*PROMPT*
Copy the data that follows, character for character, minus the pictures.

*DATASET EXTRACT*
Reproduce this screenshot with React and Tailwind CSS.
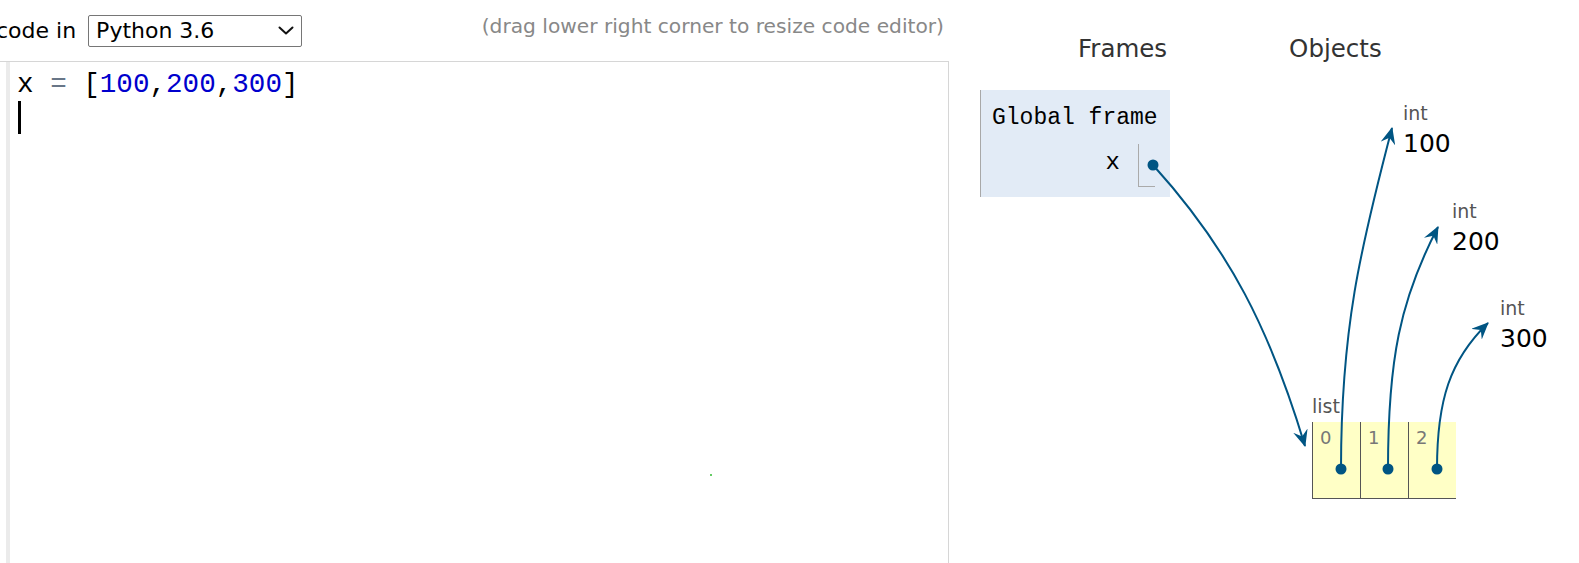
const ARROW = "#005583";

function Chevron() {
  return (
    <svg width="16" height="9" viewBox="0 0 16 9" fill="none">
      <path d="M1.5 1.5 L8 7.5 L14.5 1.5" stroke="#111" strokeWidth="2" strokeLinecap="round" strokeLinejoin="round" />
    </svg>
  );
}

function HeapInt({ value, className }) {
  return (
    <div className={"absolute " + className}>
      <div className="text-[19px] leading-[22px] text-[#555]">int</div>
      <div className="mt-[3px] text-[25px] leading-[33px] text-black">{value}</div>
    </div>
  );
}

function ListCell({ index }) {
  return (
    <div className="w-[48px] h-[77px] border-l border-b border-[#555] bg-[#ffffc6] pl-[7px] pt-[5px]">
      <span className="text-[18px] leading-[20px] text-[#777]">{index}</span>
    </div>
  );
}

// pointer arrows, drawn over the whole page in page coordinates
function Arrows() {
  const paths = [
    "M1153,165 C1230,250 1270,330 1305,446",
    "M1341,469 C1341,330 1360,250 1392,128",
    "M1388,469 C1388,360 1400,300 1438,227",
    "M1437,469 C1437,400 1450,360 1488,323",
  ];
  const dots = [
    [1153, 165],
    [1341, 469],
    [1388, 469],
    [1437, 469],
  ];
  return (
    <svg className="absolute left-0 top-0 pointer-events-none" width="1579" height="563">
      <defs>
        <marker
          id="head"
          viewBox="0 0 17 15"
          refX="16"
          refY="7.5"
          markerWidth="17"
          markerHeight="15"
          markerUnits="userSpaceOnUse"
          orient="auto"
        >
          <path d="M0,0 L17,7.5 L0,15 L6,7.5 z" fill={ARROW} />
        </marker>
      </defs>
      {paths.map((d) => (
        <path key={d} d={d} fill="none" stroke={ARROW} strokeWidth="2" markerEnd="url(#head)" />
      ))}
      {dots.map(([cx, cy]) => (
        <circle key={cx} cx={cx} cy={cy} r="5.5" fill={ARROW} />
      ))}
    </svg>
  );
}

export default function App() {
  return (
    <div className="relative w-[1579px] h-[563px] overflow-hidden bg-white flex font-['DejaVu_Sans',Verdana,sans-serif]">
      {/* Code editor column */}
      <div className="w-[960px] shrink-0 flex flex-col">
        <div className="h-[61px] w-[949px] flex items-center">
          <span className="ml-[-4px] text-[22px] leading-[32px] text-black whitespace-nowrap">code in</span>
          <div className="relative ml-[12px]">
            <select
              defaultValue="3.6"
              className="appearance-none w-[214px] h-[32px] border border-[#767676] rounded-[2px] bg-white pl-[7px] text-[22px] leading-[28px] text-black font-['DejaVu_Sans',sans-serif] outline-none"
            >
              <option value="3.6">Python 3.6</option>
            </select>
            <span className="absolute right-[8px] top-[11px] pointer-events-none">
              <Chevron />
            </span>
          </div>
          <span className="ml-auto self-start mt-[14px] pr-[5px] text-[20.2px] leading-[24px] text-[#888] whitespace-nowrap">
            (drag lower right corner to resize code editor)
          </span>
        </div>
        <div className="relative flex-1 w-[949px] border-t border-r border-[#d6d6d6] flex">
          <div className="w-[6px]" />
          <div className="w-[4px] bg-[#ebebeb]" />
          <div className="pl-[7px] pt-[6px] font-['Liberation_Mono',monospace] text-[27.6px] leading-[33px]">
            <div className="whitespace-pre text-black">
              x <span className="text-[#687687]">=</span> [<span className="text-[#0000cd]">100</span>,<span className="text-[#0000cd]">200</span>,<span className="text-[#0000cd]">300</span>]
            </div>
            <div className="h-[33px] flex">
              <span className="ml-[1px] w-[3px] h-[33px] bg-black" />
            </div>
          </div>
          <span className="absolute left-[710px] top-[412px] w-[2px] h-[2px] bg-[#6c6]" />
        </div>
      </div>

      {/* Visualization column */}
      <div className="relative flex-1">
        <div className="mt-[34px] h-[30px] flex text-[24.5px] leading-[30px] text-[#333]">
          <span className="ml-[118px]">Frames</span>
          <span className="ml-[122px]">Objects</span>
        </div>
        <div className="mt-[26px] ml-[20px] w-[190px] h-[107px] bg-[#e2ebf6] border-l border-[#a8a8a8] pl-[11px] pt-[14px] font-['Liberation_Mono',monospace]">
          <div className="text-[23px] leading-[28px] text-black whitespace-nowrap">Global frame</div>
          <div className="mt-[12px] flex justify-end">
            <span className="mt-[5px] text-[24px] leading-[27px] text-black mr-[18px]">x</span>
            <div className="w-[17px] h-[43px] border-l border-b border-[#aaa] mr-[15px]" />
          </div>
        </div>

        <HeapInt value="100" className="left-[443px] top-[102px]" />
        <HeapInt value="200" className="left-[492px] top-[200px]" />
        <HeapInt value="300" className="left-[540px] top-[297px]" />

        <div className="absolute left-[352px] top-[395px]">
          <div className="text-[19px] leading-[22px] text-[#555]">list</div>
          <div className="mt-[5px] flex">
            <ListCell index="0" />
            <ListCell index="1" />
            <ListCell index="2" />
          </div>
        </div>
      </div>

      <Arrows />
    </div>
  );
}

*EXERCISE ANSWER*
Reproduce this screenshot with React and Tailwind CSS.
const ARROW = "#005583";

function Chevron() {
  return (
    <svg width="16" height="9" viewBox="0 0 16 9" fill="none">
      <path d="M1.5 1.5 L8 7.5 L14.5 1.5" stroke="#111" strokeWidth="2" strokeLinecap="round" strokeLinejoin="round" />
    </svg>
  );
}

function HeapInt({ value, className }) {
  return (
    <div className={"absolute " + className}>
      <div className="text-[19px] leading-[22px] text-[#555]">int</div>
      <div className="mt-[3px] text-[25px] leading-[33px] text-black">{value}</div>
    </div>
  );
}

function ListCell({ index }) {
  return (
    <div className="w-[48px] h-[77px] border-l border-b border-[#555] bg-[#ffffc6] pl-[7px] pt-[5px]">
      <span className="text-[18px] leading-[20px] text-[#777]">{index}</span>
    </div>
  );
}

// pointer arrows, drawn over the whole page in page coordinates
function Arrows() {
  const paths = [
    "M1153,165 C1230,250 1270,330 1305,446",
    "M1341,469 C1341,330 1360,250 1392,128",
    "M1388,469 C1388,360 1400,300 1438,227",
    "M1437,469 C1437,400 1450,360 1488,323",
  ];
  const dots = [
    [1153, 165],
    [1341, 469],
    [1388, 469],
    [1437, 469],
  ];
  return (
    <svg className="absolute left-0 top-0 pointer-events-none" width="1579" height="563">
      <defs>
        <marker
          id="head"
          viewBox="0 0 17 15"
          refX="16"
          refY="7.5"
          markerWidth="17"
          markerHeight="15"
          markerUnits="userSpaceOnUse"
          orient="auto"
        >
          <path d="M0,0 L17,7.5 L0,15 L6,7.5 z" fill={ARROW} />
        </marker>
      </defs>
      {paths.map((d) => (
        <path key={d} d={d} fill="none" stroke={ARROW} strokeWidth="2" markerEnd="url(#head)" />
      ))}
      {dots.map(([cx, cy]) => (
        <circle key={cx} cx={cx} cy={cy} r="5.5" fill={ARROW} />
      ))}
    </svg>
  );
}

export default function App() {
  return (
    <div className="relative w-[1579px] h-[563px] overflow-hidden bg-white flex font-['DejaVu_Sans',Verdana,sans-serif]">
      {/* Code editor column */}
      <div className="w-[960px] shrink-0 flex flex-col">
        <div className="h-[61px] w-[949px] flex items-center">
          <span className="ml-[-4px] text-[22px] leading-[32px] text-black whitespace-nowrap">code in</span>
          <div className="relative ml-[12px]">
            <select
              defaultValue="3.6"
              className="appearance-none w-[214px] h-[32px] border border-[#767676] rounded-[2px] bg-white pl-[7px] text-[22px] leading-[28px] text-black font-['DejaVu_Sans',sans-serif] outline-none"
            >
              <option value="3.6">Python 3.6</option>
            </select>
            <span className="absolute right-[8px] top-[11px] pointer-events-none">
              <Chevron />
            </span>
          </div>
          <span className="ml-auto self-start mt-[14px] pr-[5px] text-[20.2px] leading-[24px] text-[#888] whitespace-nowrap">
            (drag lower right corner to resize code editor)
          </span>
        </div>
        <div className="relative flex-1 w-[949px] border-t border-r border-[#d6d6d6] flex">
          <div className="w-[6px]" />
          <div className="w-[4px] bg-[#ebebeb]" />
          <div className="pl-[7px] pt-[6px] font-['Liberation_Mono',monospace] text-[27.6px] leading-[33px]">
            <div className="whitespace-pre text-black">
              x <span className="text-[#687687]">=</span> [<span className="text-[#0000cd]">100</span>,<span className="text-[#0000cd]">200</span>,<span className="text-[#0000cd]">300</span>]
            </div>
            <div className="h-[33px] flex">
              <span className="ml-[1px] w-[3px] h-[33px] bg-black" />
            </div>
          </div>
          <span className="absolute left-[710px] top-[412px] w-[2px] h-[2px] bg-[#6c6]" />
        </div>
      </div>

      {/* Visualization column */}
      <div className="relative flex-1">
        <div className="mt-[34px] h-[30px] flex text-[24.5px] leading-[30px] text-[#333]">
          <span className="ml-[118px]">Frames</span>
          <span className="ml-[122px]">Objects</span>
        </div>
        <div className="mt-[26px] ml-[20px] w-[190px] h-[107px] bg-[#e2ebf6] border-l border-[#a8a8a8] pl-[11px] pt-[14px] font-['Liberation_Mono',monospace]">
          <div className="text-[23px] leading-[28px] text-black whitespace-nowrap">Global frame</div>
          <div className="mt-[12px] flex justify-end">
            <span className="mt-[5px] text-[24px] leading-[27px] text-black mr-[18px]">x</span>
            <div className="w-[17px] h-[43px] border-l border-b border-[#aaa] mr-[15px]" />
          </div>
        </div>

        <HeapInt value="100" className="left-[443px] top-[102px]" />
        <HeapInt value="200" className="left-[492px] top-[200px]" />
        <HeapInt value="300" className="left-[540px] top-[297px]" />

        <div className="absolute left-[352px] top-[395px]">
          <div className="text-[19px] leading-[22px] text-[#555]">list</div>
          <div className="mt-[5px] flex">
            <ListCell index="0" />
            <ListCell index="1" />
            <ListCell index="2" />
          </div>
        </div>
      </div>

      <Arrows />
    </div>
  );
}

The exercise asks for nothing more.